Being a women's club, it was inevitable that the topic of motherhood and work-life balance would come up. I must say that at this point, Agatha not only interested me but also made me laugh out loud when, listening to one of the attendees' pessimistic discourse on the matter, she stared at my pregnant belly and said, "You, pay no attention to this, huh? Turn a deaf ear, because you can do it." The reply to the pessimist came from an entrepreneur who shared her recent motherhood experience, which had required extra effort but was clearly more positive and motivating than the previous one. As I listened, Ágatha again turned to me and recommended, "Her, her, you only talk to her."

Then it was Ágatha's turn to present her vision on motherhood, family, and work. Right from the start, she blurted out that the current obsession with family, with everyone together, children on top of you all the time, and so on, is a bit...provincial, to put it one way. From my seat, I could see the horror reflected on the faces of the happy, suffering mothers, and I had to make a real effort not to burst out laughing. She confessed that in her circles, it had been quite common for parents and children to have a cordial but not overwhelming relationship, that carrying children around all the time was something she had seen in country folk, and she was surprised how that custom had become so deeply rooted as to almost turn into slavery for modern women.

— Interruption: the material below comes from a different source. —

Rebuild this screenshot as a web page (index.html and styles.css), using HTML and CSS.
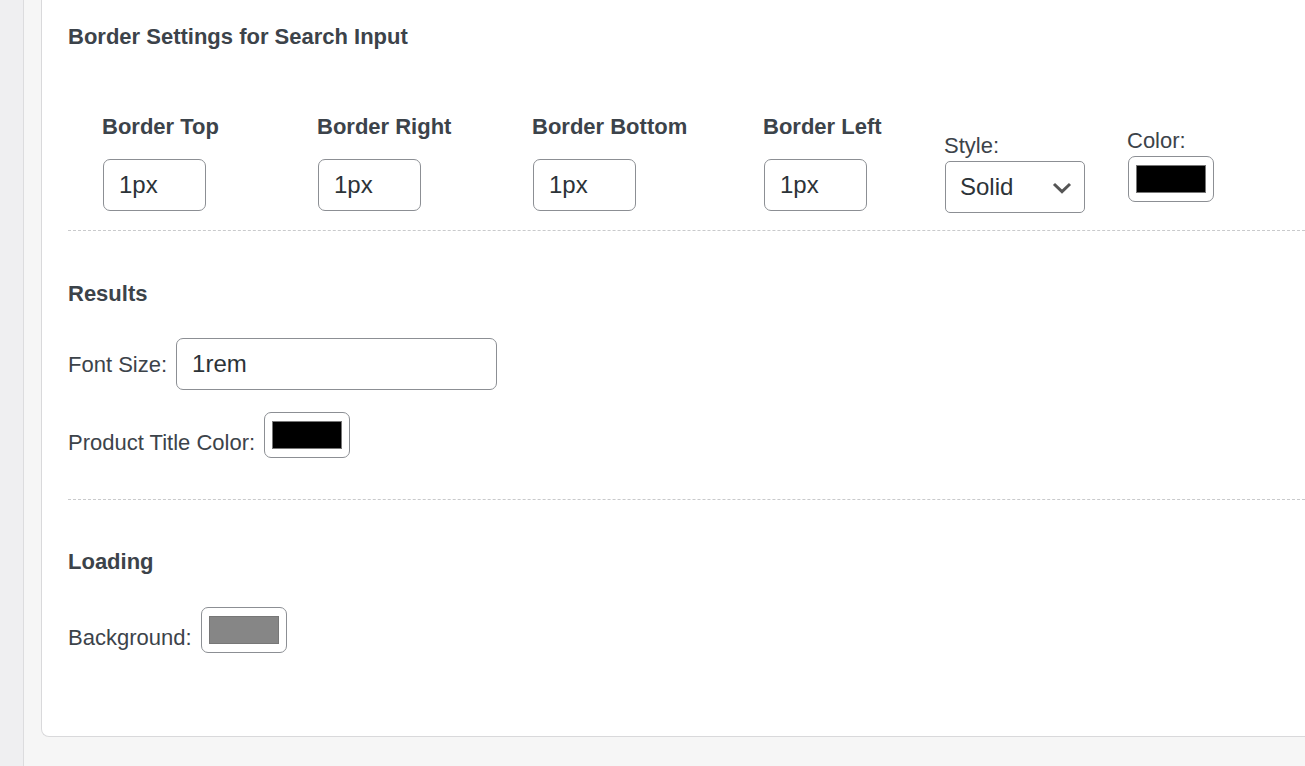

For her, her family had been important, but even more so had been people with whom she had no blood ties, and who had nevertheless provided her with support and connection beyond her official relatives. That's why she thought it was important to instill in her children the capacity and ability to behave well in the presence of strangers, as she wanted them to learn to be happy beyond the limits of the family.

I imagine that to some, it sounds scandalous, but I assure you it was a very sensible, stereotype-free, and sincere discourse. However, some of the attendees must not have assimilated it well because the next question was about how she had managed to combine creating the company with her children's school tasks. Here, I think Agatha lost a bit of patience when she saw that her previous discourse had not been understood at all, and she snapped a resounding "I never liked doing school tasks, neither my own nor certainly my children's, so when it was time to do their homework, I sent them to a boarding school in England." I burst out laughing, and I still remember it. What a boss.

I left the meeting refreshed, I promise you; I still laugh when I remember some of the comments. You may or may not agree, but it is certainly appreciated when someone takes a risk and steps outside the omnipresent discourse of "being a mother is the best job in the world" that we have had to live with in this century. Perhaps in a few months, I will surprise you with the news that I am hanging up my tape measure and scissors and dedicating myself only to the heiress, but given how much it has cost me to fulfill my dream and live from my own company, I hope to have the good sense to learn to raise the little one among fabrics and not cotton wool. We'll see.

Until then, working mothers, entrepreneurial mothers, much encouragement, much sense of humor (even scandalous), and no guilt.